ジェミニがIRAから訴えられる
仮想通貨取引所Geminiは最近、投資サービスを提供するIRA Financial Trust(※以下、IRAと表記)社から3,600万ドル(約48億円)以上のハッキング被害の原因として、訴えられたことが明らかになった。
Geminiは、IRAに単一障害点のあるオンボーディングシステムを提供しており、これが3,600万ドルのハッキングを引き起こしたとして訴えられた。同取引所は、ニューヨークを拠点とする仮想通貨取引所であり、タイラー・ウィンクルボス(Tyler Winklevoss)氏、キャメロン・ウィンクルボス(Cameron Winklevoss)氏によって共同設立された米国のトップ取引所の1つとして知られている。
IRAはGeminiの対策不足を指摘
Geminiが顧客の仮想通貨を保護するための適切な安全装置を備えておらず、IRAがジェミニに盗難を警告した後、十分な時間枠内に口座を凍結しなかったと主張している。
IRAによると、Geminiは同社に対し、顧客のオンボーディングを効率化するためにGeminiのアプリケーションプログラミングインターフェース(API)を提供。APIには単一障害点、すなわちGeminiのIRA顧客全員がサブアカウント所有者であり、マスターキーで管理されているマスターアカウントが含まれていることをIRAに開示しなかったとのこと。
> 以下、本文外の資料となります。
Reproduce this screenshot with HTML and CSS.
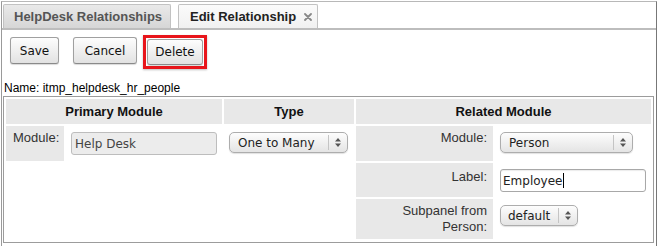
FILE: index.html
```html
<!DOCTYPE html>
<html>
<head>
<meta charset="utf-8">
<link rel="stylesheet" href="styles.css">
</head>
<body>
<div class="frame">
  <div class="tabbar">
    <div class="tab tab-inactive">HelpDesk Relationships</div>
    <div class="tab tab-active">Edit Relationship
      <svg class="close" width="8" height="8" viewBox="0 0 8 8"><path d="M1 1L7 7M7 1L1 7" stroke="#888" stroke-width="1.8" stroke-linecap="round"/></svg>
    </div>
  </div>
  <div class="buttons">
    <div class="btn btn-save">Save</div>
    <div class="btn btn-cancel">Cancel</div>
    <div class="highlight"><div class="btn btn-delete">Delete</div></div>
  </div>
  <div class="name">Name: itmp_helpdesk_hr_people</div>
  <div class="reltable">
    <div class="th">Primary Module</div>
    <div class="th">Type</div>
    <div class="th">Related Module</div>

    <div class="primary">
      <div class="lbl lbl-left">Module:</div>
      <div class="val val-primary"><div class="field field-disabled">Help Desk</div></div>
    </div>
    <div class="typecell">
      <div class="select select-type"><span class="sel-text">One to Many</span><span class="arrows"><svg width="6" height="9" viewBox="0 0 6 9"><path d="M3 0L6 3.5H0Z M3 9L6 5.5H0Z" fill="#555"/></svg></span></div>
    </div>
    <div class="related">
      <div class="lbl lbl-right r1">Module:</div>
      <div class="val val-related"><div class="select select-person"><span class="sel-text">Person</span><span class="arrows"><svg width="6" height="9" viewBox="0 0 6 9"><path d="M3 0L6 3.5H0Z M3 9L6 5.5H0Z" fill="#555"/></svg></span></div></div>
      <div class="lbl lbl-right r2">Label:</div>
      <div class="val val-related"><div class="field field-text">Employee<span class="caret"></span></div></div>
      <div class="lbl lbl-right r3">Subpanel from<br>Person:</div>
      <div class="val val-related"><div class="select select-default"><span class="sel-text">default</span><span class="arrows"><svg width="6" height="9" viewBox="0 0 6 9"><path d="M3 0L6 3.5H0Z M3 9L6 5.5H0Z" fill="#555"/></svg></span></div></div>
    </div>
  </div>
</div>
</body>
</html>
```
FILE: styles.css
```css
html, body {
  margin: 0;
  padding: 0;
  background: #fff;
}
body {
  font-family: "Liberation Sans", Arial, sans-serif;
  color: #111;
}
.frame {
  margin-top: 1px;
  margin-left: 1px;
  width: 656px;
  height: 245px;
  box-sizing: border-box;
  border-top: 1px solid #b8b8b8;
  border-left: 1px solid #9a9a9a;
  border-right: 1px solid #777;
}
.tabbar {
  display: flex;
  align-items: flex-end;
  gap: 7px;
  height: 26px;
  padding-left: 1px;
  border-bottom: 2px solid #bdbdbd;
}
.tab {
  height: 24px;
  box-sizing: border-box;
  display: flex;
  align-items: center;
  font-weight: bold;
  font-size: 13px;
  border: 1px solid #c2c2c2;
  border-bottom: none;
  border-radius: 2px 2px 0 0;
}
.tab-inactive {
  width: 168px;
  padding-left: 10px;
  color: #555;
  background: linear-gradient(#e9e9e9, #d6d6d6);
}
.tab-active {
  width: 140px;
  padding-left: 11px;
  color: #222;
  background: linear-gradient(#fbfbfb, #f1f1f1);
}
.close {
  margin-left: 8px;
}
.buttons {
  display: flex;
  align-items: flex-start;
  padding: 7px 0 0 8px;
  height: 44px;
  box-sizing: border-box;
}
.btn {
  height: 27px;
  box-sizing: border-box;
  display: flex;
  align-items: center;
  justify-content: center;
  font-family: "DejaVu Sans", sans-serif;
  font-size: 12px;
  color: #111;
  border: 1px solid #a0a0a0;
  border-bottom-color: #8a8a8a;
  border-radius: 3px;
  background: linear-gradient(#fdfdfd, #e2e2e2);
  box-shadow: 0 1px 1px rgba(0,0,0,0.15);
}
.btn-save { width: 49px; }
.btn-cancel { width: 64px; margin-left: 14px; }
.highlight {
  margin-left: 6px;
  margin-top: -2px;
  border: 3px solid #e8151b;
  padding: 1px;
  box-shadow: 0 1px 2px rgba(0,0,0,0.25);
}
.btn-delete {
  width: 56px;
  height: 26px;
}
.name {
  font-size: 12px;
  line-height: 14px;
  height: 15px;
  padding-left: 2px;
  color: #000;
  margin-top: 7px;
}
.reltable {
  margin-left: 1px;
  width: 651px;
  box-sizing: border-box;
  border: 1px solid #9c9c9c;
  padding: 2px;
  display: grid;
  grid-template-columns: 216px 130px 295px;
  gap: 2px;
}
.th {
  height: 25px;
  line-height: 25px;
  text-align: center;
  font-weight: bold;
  font-size: 13px;
  color: #111;
  background: #e8e8e8;
}
.primary {
  display: grid;
  grid-template-columns: 58px 1fr;
  align-items: start;
}
.lbl {
  background: #e8e8e8;
  font-size: 13px;
  line-height: 16px;
  color: #333;
  box-sizing: border-box;
}
.lbl-left {
  height: 35px;
  padding: 4px 0 0 7px;
}
.lbl-right {
  text-align: right;
  padding: 4px 6px 0 0;
}
.r2 { padding-top: 6px; }
.val-primary {
  padding: 6px 0 0 7px;
}
.typecell {
  padding: 6px 0 0 5px;
}
.related {
  display: grid;
  grid-template-columns: 137px 1fr;
  grid-template-rows: 35px 34px 40px;
  row-gap: 2px;
  padding-bottom: 1px;
}
.val-related {
  padding: 6px 0 0 7px;
}
.field {
  height: 23px;
  box-sizing: border-box;
  display: flex;
  align-items: center;
  font-family: "DejaVu Sans", sans-serif;
  font-size: 12px;
  border-radius: 3px;
}
.field-disabled {
  width: 146px;
  padding-left: 3px;
  color: #444;
  background: #ececec;
  border: 1px solid #bdbdbd;
}
.field-text {
  width: 146px;
  padding-left: 2px;
  color: #222;
  background: #fff;
  border: 1px solid #a8a8a8;
  box-shadow: inset 0 1px 1px rgba(0,0,0,0.08);
}
.caret {
  display: inline-block;
  width: 1px;
  height: 15px;
  background: #000;
  margin-left: 1px;
}
.select {
  height: 21px;
  box-sizing: border-box;
  display: flex;
  align-items: stretch;
  font-family: "DejaVu Sans", sans-serif;
  font-size: 12px;
  color: #222;
  border: 1px solid #adadad;
  border-radius: 5px;
  background: linear-gradient(#fdfdfd, #e4e4e4);
  box-shadow: 0 1px 1px rgba(0,0,0,0.12);
}
.sel-text {
  flex: 1;
  display: flex;
  align-items: center;
  padding-left: 8px;
}
.arrows {
  width: 18px;
  display: flex;
  align-items: center;
  justify-content: center;
  border-left: 1px solid #c4c4c4;
  margin: 2px 0;
}
.select-type { width: 119px; }
.select-person { width: 133px; }
.select-default { width: 78px; }
.select-default .sel-text { padding-left: 7px; }
```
そのためハッカーは、Gemini社とIRAの間で交わされた暗号化されていない電子メールからマスターキーを入手したと推定されている。
さらにその後、2月8日にハッカーたちは、IRAのサウスダコタ州のオフィスで誘拐事件が発生したと警察に虚偽の報告をし、IRA従業員の注意をハッキング事件から逸らす作戦をとったとみられている。
続くGeminiへの訴訟
IRAはGeminiに対する訴訟の収益は、IRAの顧客への弁済に充てられると明らかにしており、損失を被った顧客への補償をめぐっても議論となっている。Geminiの代表者は大手メディアのコインテレグラフに対して次のようにコメントしている。
私たちはIRSの訴訟の申し立てを拒否します。当社のセキュリティ基準は業界で最も高く、顧客が常に保護されるよう常に更新しています。今回の件では、IRA Financialが彼らのセキュリティ事故を通知するとすぐに、われわれは彼らの口座資金損失を軽減するために迅速に行動しました。
Geminiが訴訟に直面するのは、この1週間足らずで2回目であり、CFTC(Commodity Futures Trading Commission=米商品先物取引委員会)も、2017年の評価時にビットコイン先物商品の計画に関して虚偽または誤解を招く発言を行ったとしてGeminiを提訴している。